The fastest and simplest songs were those used for cutting down trees. The work was called crosscutting. The men would position themselves around a tree; I've seen as many as eight men working around one trunk. Half the men would swing from right to left, the other half — in alternating positions — would swing from left to right. These were the fastest songs because the axe never rested on the ground, so it was easier to keep moving at a steady pace, and also because in the crosscutting songs half the group would hit at a time, so there were two axe sounds for each work cycle. The strikes are cleaner, more in unison, in these songs than in other axe and hoe songs. That is because if one is out of position while crosscutting, he might lose a hand or get scalped.

Somewhat slower were the axe songs used for logging, the job of cutting a felled tree into small sections. In the old days, the logs were used to fire water boilers, heat stoves in the barracks, fire the boilers in the sugar cane processing plant, and for lumber. When these recordings were made, wood was still used for lumber, but the trunks were no longer used for heating rooms or water in the barracks. Some was still used in the cane plant the last time I visited, but the other uses were gone, so there was little need for short logs. The best chopper would get the "butt cut," the thick end, the worst got the "wing," where the branches start. When a log was on the ground the men would line up along it and chop down so it was cut into sections about four feet long; when the log was very thick, they would stand atop it and let the axe fall between their feet. Because there was no danger from bad timing — one won't be hit by one's neighbor or be hit by him should either get out of time — the strokes are not so carefully together as they are in the crosscutting songs. They are together most of the time, but not all, and sometimes you hear a brief ripple as the axes stick within a second or two of each other.

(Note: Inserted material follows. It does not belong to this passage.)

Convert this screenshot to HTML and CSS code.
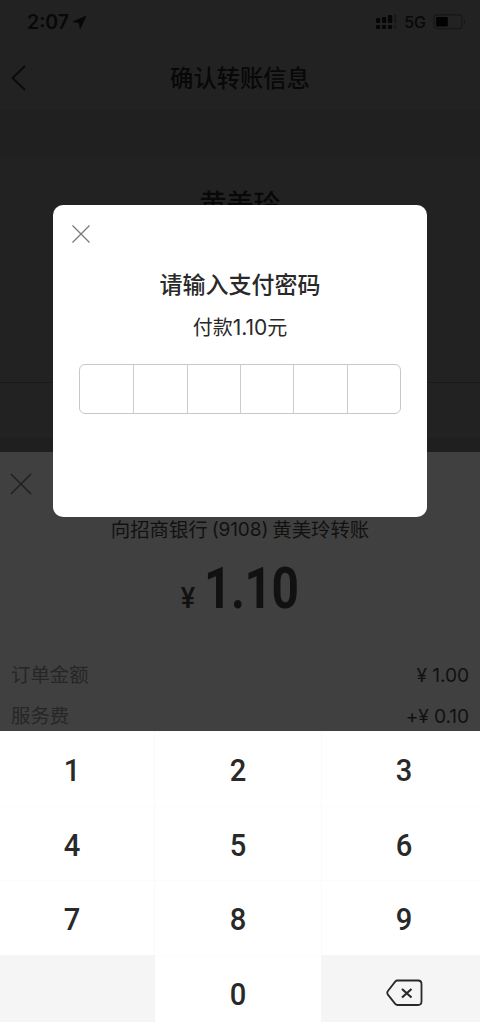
FILE: index.html
```html
<!DOCTYPE html>
<html lang="zh-CN">
<head>
<meta charset="utf-8">
<meta name="viewport" content="width=device-width">
<title>确认转账信息</title>
<link rel="stylesheet" href="styles.css">
</head>
<body>
<div class="screen">
  <div class="page">
    <div class="status">
      <div class="clock">
        <span class="time">2:07</span>
        <svg width="15" height="15" viewBox="0 0 15 15"><path d="M14 1 1 6.800l6.100.9 1.100 6z" fill="#070707" stroke="#070707" stroke-width=".6"/></svg>
      </div>
      <div class="indicators">
        <svg class="signal" width="23" height="16" viewBox="0 0 23 16">
          <g fill="#060606"><rect x="2" y="4" width="4.2" height="5" rx="1"/><rect x="8" y="3" width="4.2" height="6" rx="1"/><rect x="14" y="1" width="4.2" height="8" rx="1"/><rect x="2" y="11" width="4.2" height="4" rx="1"/><rect x="8" y="11" width="4.2" height="4" rx="1"/><rect x="14" y="11" width="4.2" height="4" rx="1"/></g>
          <g fill="#191919"><rect x="20" y="0" width="2.500" height="9" rx="1"/><rect x="20" y="11" width="2.500" height="4" rx="1"/></g>
        </svg>
        <span class="network">5G</span>
        <svg width="34" height="16" viewBox="0 0 34 16"><rect x="1" y=".8" width="28" height="14" rx="3.5" fill="none" stroke="#151515"/><rect x="3.2" y="3" width="11.6" height="9.6" rx="1.2" fill="#020202"/><path d="M31 5.5q2.3 2.3 0 4.6z" fill="#151515"/></svg>
      </div>
    </div>
    <div class="nav">
      <svg class="back" width="16" height="26" viewBox="0 0 16 26"><path d="M14 1 1.5 13 14 25" fill="none" stroke="#0a0a0a" stroke-width="1.8"/></svg>
      <h1 class="nav-title">确认转账信息</h1>
    </div>
    <div class="gap"></div>
    <div class="payee">黄美玲</div>
    <div class="field"></div>
  </div>

  <div class="sheet">
    <svg class="sheet-close" width="22" height="22" viewBox="0 0 22 22"><path d="m1 1 20 20M21 1 1 21" fill="none" stroke="#202020" stroke-width="1.6"/></svg>
    <div class="target"><span>向招商银行</span><span class="account">(9108)</span><span>黄美玲转账</span></div>
    <div class="amount"><span class="yen">¥</span><span class="figure">1.10</span></div>
    <div class="line"><span class="label">订单金额</span><span class="value">¥ 1.00</span></div>
    <div class="line"><span class="label">服务费</span><span class="value">+¥ 0.10</span></div>
  </div>

  <div class="keypad">
    <div class="key left"><span>1</span></div><div class="key"><span>2</span></div><div class="key right"><span>3</span></div>
    <div class="key left"><span>4</span></div><div class="key"><span>5</span></div><div class="key right"><span>6</span></div>
    <div class="key left"><span>7</span></div><div class="key"><span>8</span></div><div class="key right"><span>9</span></div>
    <div class="key left blank"></div><div class="key"><span>0</span></div>
    <div class="key right blank">
      <svg width="38" height="28" viewBox="0 0 38 28"><path d="M11.5 1.5H32q3.500 0 3.500 3.500V22.500q0 3.500-3.500 3.500H11.500q-1.400 0-2.300-1.100L1.900 15.600q-1.300-1.800 0-3.600L9.200 2.600q.9-1.100 2.300-1.100z" fill="none" stroke="#292929" stroke-width="1.8"/><path d="m16 10 9.500 8.500m0-8.500-9.500 8.500" fill="none" stroke="#292929" stroke-width="2.200"/></svg>
    </div>
  </div>

  <div class="dialog">
    <svg class="dialog-close" width="18" height="18" viewBox="0 0 18 18"><path d="m.5.5 17 17M17.500.5l-17 17" fill="none" stroke="#777" stroke-width="1.2"/></svg>
    <h2 class="dialog-title">请输入支付密码</h2>
    <p class="dialog-amount">付款<span class="sum">1.10</span>元</p>
    <div class="code"><i></i><i></i><i></i><i></i><i></i><i></i></div>
  </div>
</div>
</body>
</html>
```
FILE: styles.css
```css
* { box-sizing: border-box; margin: 0; padding: 0; }
body { font-family: Inter, "Noto Sans CJK SC", sans-serif; }
svg { display: block; flex: none; }
.screen { position: relative; width: 480px; height: 1022px; overflow: hidden; background: #222; }

.page { height: 452px; color: #080808; }
.status { display: flex; justify-content: space-between; height: 44px; padding: 0 13px 0 27px; align-items: center; }
.clock, .indicators { display: flex; align-items: center; }
.clock { gap: 3px; }
.time { font-size: 19.5px; font-weight: 600; line-height: 24px; }
.network { font-size: 16px; font-weight: 500; margin: 0 7px 0 7px; }
.nav { display: flex; align-items: center; height: 66px; padding-left: 11px; }
.back { margin-top: 2px; }
.nav-title { flex: 1; margin-right: 27px; padding-top: 3px; text-align: center; font-size: 23.3px; line-height: 34px; font-weight: 500; }
.gap { height: 46px; background: #202020; }
.payee { height: 227px; padding-top: 29px; text-align: center; font-size: 27px; line-height: 40px; font-weight: 500; border-bottom: 1px solid #1a1a1a; }
.field { height: 69px; background: linear-gradient(#222 0 55px, #1f1f1f 55px); }

.sheet { height: 279px; padding: 21px 11px 0 10px; background: #404040; color: #111; }
.sheet-close { margin-bottom: 21px; }
.target { display: flex; justify-content: center; padding-left: 1px; font-size: 19.4px; line-height: 28px; }
.account { margin: 0 4px; font-size: 19px; letter-spacing: -.1px; }
.amount { display: flex; justify-content: center; align-items: baseline; height: 76px; margin-bottom: 41px; padding-left: 9px; font-family: Roboto, sans-serif; }
.yen { margin-right: -1px; font-size: 30px; font-weight: 500; transform: scaleX(.9); }
.figure { font-size: 57px; font-weight: 700; line-height: 90px; letter-spacing: -.5px; transform: scaleX(.84); }
.line { display: flex; justify-content: space-between; height: 41px; padding-left: 1px; font-size: 19.4px; line-height: 28px; }
.label { color: #262626; }
.value { font-size: 19.2px; letter-spacing: -.1px; }

.keypad { display: grid; grid-template-columns: 155px 166px 159px; grid-template-rows: repeat(3, 74.67px) 67px; height: 291px; background: #fff; color: #292929; font: 500 32px/38px Roboto, sans-serif; }
.key { display: flex; justify-content: center; padding-top: 19px; border-top: 1px solid #fcfcfc; }
.key span { transform: scaleX(.91); }
.key.left { padding-right: 9px; border-right: 1px solid #fafafa; }
.key.right { padding-left: 7px; border-left: 1px solid #fafafa; }
.key.blank { background: #f5f5f5; border-color: #f5f5f5; padding-top: 23px; }

.dialog { position: absolute; left: 53px; top: 205px; width: 374px; height: 312px; padding: 20px 26px; border-radius: 10px; background: #fff; color: #292929; text-align: center; }
.dialog-close { margin-left: -7.5px; }
.dialog-title { margin-top: 25px; font-size: 23px; line-height: 34px; font-weight: 500; }
.dialog-amount { margin-top: 11px; font-size: 20px; line-height: 30px; }
.sum { font-size: 21px; }
.code { display: grid; grid-template-columns: repeat(6, 1fr); height: 50px; margin-top: 21px; border: 1px solid #c8c8c8; border-radius: 6px; }
.code i + i { border-left: 1px solid #ccc; }
```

Flatweeding is the Texas convict term for any kind of work done with a hoe — building roads, busting clods after a tractor has gone through and turned up dry ground, turning turf, cleaning ditches, chopping cotton. As the prison system acquired more machinery, less work was done with hoes; they are still used for chopping cotton and getting into places too tight for the machines. Because of the length of the hoe and the resulting long arc of travel, these are the slowest of the worksongs, and of the three kinds so far mentioned, tend to be the most complex lyrically and melodically.

Unmetered group work has associated with it the songs most complex in melody, lyrics and group involvement. These songs do not time the group, but they do time the individual workers — that is, a worker may work at several paces, depending how he reads the meter, and a half-dozen men singing will not move the same way at the same time. Sometimes the songs are nearly solo blues, sometimes they are very complex choral events.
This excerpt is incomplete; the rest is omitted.